» REQUIRED WORK: Write out only the lines from the start of the entries up to and including the line with "type Row = [string, string, string];"; please skip the pictures.

[Source data]
++++++++

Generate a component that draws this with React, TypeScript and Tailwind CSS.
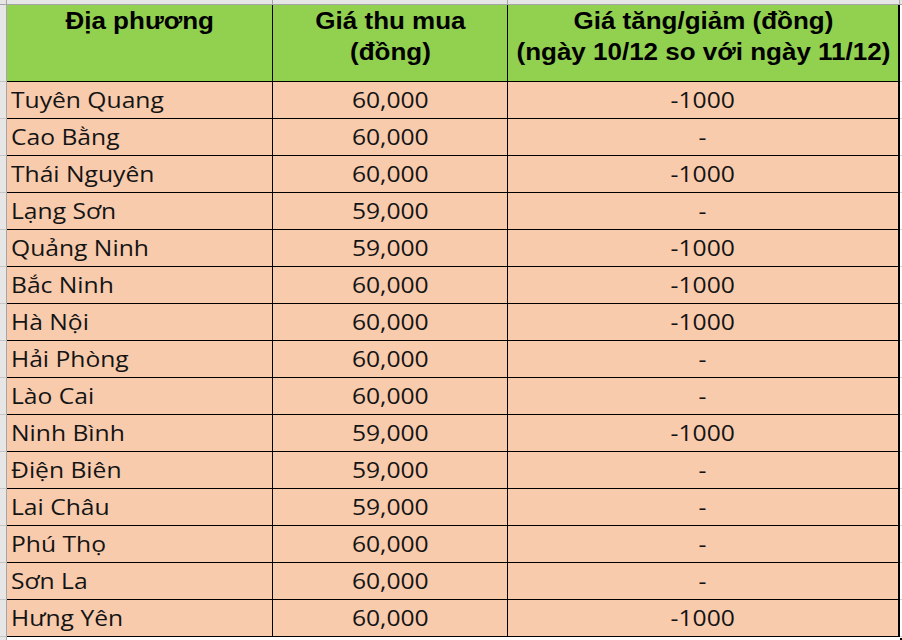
import React from 'react';

type Row = [string, string, string];

const rows: Row[] = [
    ['Tuyên Quang', '60,000', '-1000'],
    ['Cao Bằng', '60,000', '-'],
    ['Thái Nguyên', '60,000', '-1000'],
    ['Lạng Sơn', '59,000', '-'],
    ['Quảng Ninh', '59,000', '-1000'],
    ['Bắc Ninh', '60,000', '-1000'],
    ['Hà Nội', '60,000', '-1000'],
    ['Hải Phòng', '60,000', '-'],
    ['Lào Cai', '60,000', '-'],
    ['Ninh Bình', '59,000', '-1000'],
    ['Điện Biên', '59,000', '-'],
    ['Lai Châu', '59,000', '-'],
    ['Phú Thọ', '60,000', '-'],
    ['Sơn La', '60,000', '-'],
    ['Hưng Yên', '60,000', '-1000'],
];

// spreadsheet row-header strip on the left
function Strip({ h }: { h: string }) {
    return <div className={`w-[7px] shrink-0 bg-[#e6e6e6] border-r border-b border-r-[#a6a6a6] border-b-[#c6c6c6] ${h}`} />;
}

function HeadCell({ w, children }: { w: string; children: React.ReactNode }) {
    return (
        <div className={`${w} shrink-0 bg-[#92d050] border-b border-black text-center pt-[1px] text-[23px] leading-[31px] font-bold text-black whitespace-nowrap font-['Liberation_Sans',Arial,sans-serif]`}>
            <span className="inline-block scale-x-[1.13]">{children}</span>
        </div>
    );
}

export default function App() {
    return (
        <div className="w-[902px] h-[640px] overflow-hidden bg-white flex flex-col">
            {/* column letters band */}
            <div className="flex h-[5px] shrink-0">
                <div className="w-[7px] bg-[#e6e6e6] border-r border-b border-[#a6a6a6]" />
                <div className="w-[266px] bg-[#e6e6e6] border-r border-b border-[#a6a6a6]" />
                <div className="w-[235px] bg-[#e6e6e6] border-r border-b border-[#a6a6a6]" />
                <div className="w-[392px] bg-[#e6e6e6] border-r border-b border-[#a6a6a6]" />
                <div className="flex-1 bg-[#e6e6e6] border-b border-[#a6a6a6]" />
            </div>

            {/* header */}
            <div className="flex h-[77px] shrink-0">
                <Strip h="h-[77px]" />
                <HeadCell w="w-[266px] border-r">Địa phương</HeadCell>
                <HeadCell w="w-[235px] border-r">
                    Giá thu mua
                    <br />
                    (đồng)
                </HeadCell>
                <HeadCell w="w-[392px] border-r-2">
                    Giá tăng/giảm (đồng)
                    <br />
                    (ngày 10/12 so với ngày 11/12)
                </HeadCell>
                <div className="flex-1 border-b border-[#d4d4d4]" />
            </div>

            {/* body */}
            {rows.map(([place, price, diff], i) => (
                <div key={i} className="flex h-[37px] shrink-0 text-[22px] leading-[35px] text-[#141414] font-['Open_Sans',sans-serif] whitespace-nowrap">
                    <Strip h="h-[37px]" />
                    <div className="w-[266px] shrink-0 bg-[#f8cbad] border-r border-b border-black pl-[4px]">
                        <span className="inline-block origin-left scale-x-[1.12]">{place}</span>
                    </div>
                    <div className="w-[235px] shrink-0 bg-[#f8cbad] border-r border-b border-black text-center">
                        <span className="inline-block scale-x-[1.12]">{price}</span>
                    </div>
                    <div className="w-[392px] shrink-0 bg-[#f8cbad] border-r-2 border-b border-black text-center">
                        <span className="inline-block scale-x-[1.12]">{diff}</span>
                    </div>
                    <div className="flex-1 border-b border-[#d4d4d4]" />
                </div>
            ))}

            {/* rest of the sheet */}
            <div className="flex flex-1">
                <div className="w-[7px] shrink-0 bg-[#e6e6e6] border-r border-[#a6a6a6]" />
                <div className="w-[893px] shrink-0" />
                <div className="flex-1 pt-[1px]">
                    <div className="w-[2px] h-[3px] bg-black" />
                </div>
            </div>
        </div>
    );
}
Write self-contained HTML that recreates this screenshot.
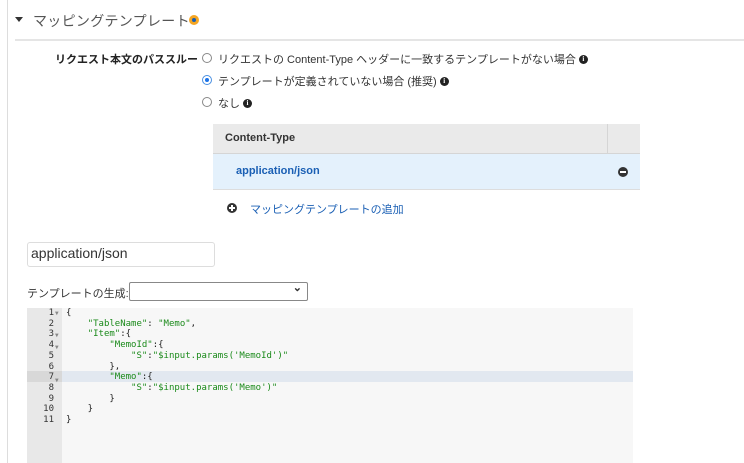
<!DOCTYPE html>
<html><head><meta charset="utf-8"><style>
*{margin:0;padding:0;box-sizing:border-box}
body{width:744px;height:463px;overflow:hidden;background:#fff;font-family:"Liberation Sans","Noto Sans CJK JP",sans-serif;color:#333;position:relative}
.a{position:absolute}
.info{display:inline-block;width:9px;height:9px;border-radius:50%;background:#222;color:#fff;font-size:7px;line-height:9px;text-align:center;font-weight:bold;vertical-align:middle;margin-left:3px;font-family:"Liberation Serif",serif;position:relative;top:-1px}
.radio{position:absolute;width:10px;height:10px;border:1px solid #888;border-radius:50%;background:#fff}
.t{font-size:11px;color:#333;white-space:nowrap}
.code{font-family:"DejaVu Sans Mono","Liberation Mono",monospace;font-size:9px;line-height:10.7px;white-space:pre}
.s{color:#1a8a1a}
.ar{font-size:6px;color:#888}
</style></head><body>
<div class="a" style="left:7px;top:0;width:1px;height:463px;background:#ddd"></div>
<div class="a" style="left:15px;top:17px;width:0;height:0;border-left:4px solid transparent;border-right:4px solid transparent;border-top:5px solid #333"></div>
<div class="a" style="left:33px;top:11px;font-size:14px;color:#555;white-space:nowrap;letter-spacing:0.3px">マッピングテンプレート</div>
<div class="a" style="left:189px;top:15px;width:10px;height:10px;border-radius:50%;background:#f5a623"><div style="margin:3px;width:4px;height:4px;border-radius:50%;background:#1a5fb4"></div></div>
<div class="a" style="left:15px;top:39px;width:729px;height:2px;background:#e5e5e5"></div>

<div class="a t" style="left:55px;top:51px;font-weight:bold;color:#222">リクエスト本文のパススルー</div>
<div class="radio" style="left:202px;top:53px"></div>
<div class="a t" style="left:218px;top:51px">リクエストの Content-Type ヘッダーに一致するテンプレートがない場合<span class="info">i</span></div>
<div class="radio" style="left:202px;top:75px;border-color:#4a90e2"><div style="margin:2px;width:4px;height:4px;border-radius:50%;background:#1a73e8"></div></div>
<div class="a t" style="left:218px;top:73px">テンプレートが定義されていない場合 (推奨)<span class="info">i</span></div>
<div class="radio" style="left:202px;top:97px"></div>
<div class="a t" style="left:218px;top:95px">なし<span class="info">i</span></div>

<div class="a" style="left:213px;top:124px;width:427px;height:30px;background:#eaeaea;border-bottom:1px solid #d5d5d5"></div>
<div class="a" style="left:607px;top:124px;width:1px;height:29px;background:#d5d5d5"></div>
<div class="a" style="left:225px;top:132px;font-size:11px;font-weight:bold;color:#333">Content-Type</div>
<div class="a" style="left:213px;top:154px;width:427px;height:36px;background:#e4f1fc;border-bottom:1px solid #ddd"></div>
<div class="a" style="left:236px;top:165px;font-size:11px;font-weight:bold;color:#1a5fb4">application/json</div>
<div class="a" style="left:618px;top:167px;width:10px;height:10px;border-radius:50%;background:#333"><div style="margin:4px 2px;width:6px;height:2px;background:#fff"></div></div>
<div class="a" style="left:227px;top:203px;width:10px;height:10px;border-radius:50%;background:#333"><div class="a" style="left:2px;top:4px;width:6px;height:2px;background:#fff"></div><div class="a" style="left:4px;top:2px;width:2px;height:6px;background:#fff"></div></div>
<div class="a" style="left:250px;top:201px;font-size:11px;color:#1a5fb4;white-space:nowrap">マッピングテンプレートの追加</div>

<div class="a" style="left:27px;top:242px;width:188px;height:25px;border:1px solid #ddd;border-radius:3px;font-size:14px;padding:2px 3px;color:#333">application/json</div>
<div class="a" style="left:27px;top:285px;font-size:11px;color:#333;white-space:nowrap">テンプレートの生成:</div>
<div class="a" style="left:129px;top:282px;width:179px;height:19px;border:1px solid #888;border-radius:2px"><span style="position:absolute;right:5px;top:-2px;font-size:11px;font-weight:bold">&#8964;</span></div>

<div class="a" style="left:27px;top:308px;width:606px;height:155px;background:#f7f7f7"></div>
<div class="a" style="left:27px;top:308px;width:35px;height:155px;background:#e8e8e8"></div>
<div class="a" style="left:27px;top:371px;width:606px;height:11px;background:#e2e8f0"></div>
<div class="a" style="left:27px;top:371px;width:35px;height:11px;background:#d8d8d8"></div>
<div class="a code" style="left:27px;top:308px;width:27px;text-align:right;color:#333">1
2
3
4
5
6
7
8
9
10
11</div>
<div class="a code" style="left:55px;top:308px;color:#888"><span class="ar">▼</span>

<span class="ar">▼</span>
<span class="ar">▼</span>


<span class="ar">▼</span></div>
<div class="a code" style="left:66px;top:308px;color:#222">{
    <span class="s">"TableName"</span>: <span class="s">"Memo"</span>,
    <span class="s">"Item"</span>:{
        <span class="s">"MemoId"</span>:{
            <span class="s">"S"</span>:<span class="s">"$input.params('MemoId')"</span>
        },
        <span class="s">"Memo"</span>:{
            <span class="s">"S"</span>:<span class="s">"$input.params('Memo')"</span>
        }
    }
}</div>
</body></html>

++++++++

» RESPONSE BELOW:
Generate a component that draws this with React, TypeScript and Tailwind CSS.
import React from 'react';

type Row = [string, string, string];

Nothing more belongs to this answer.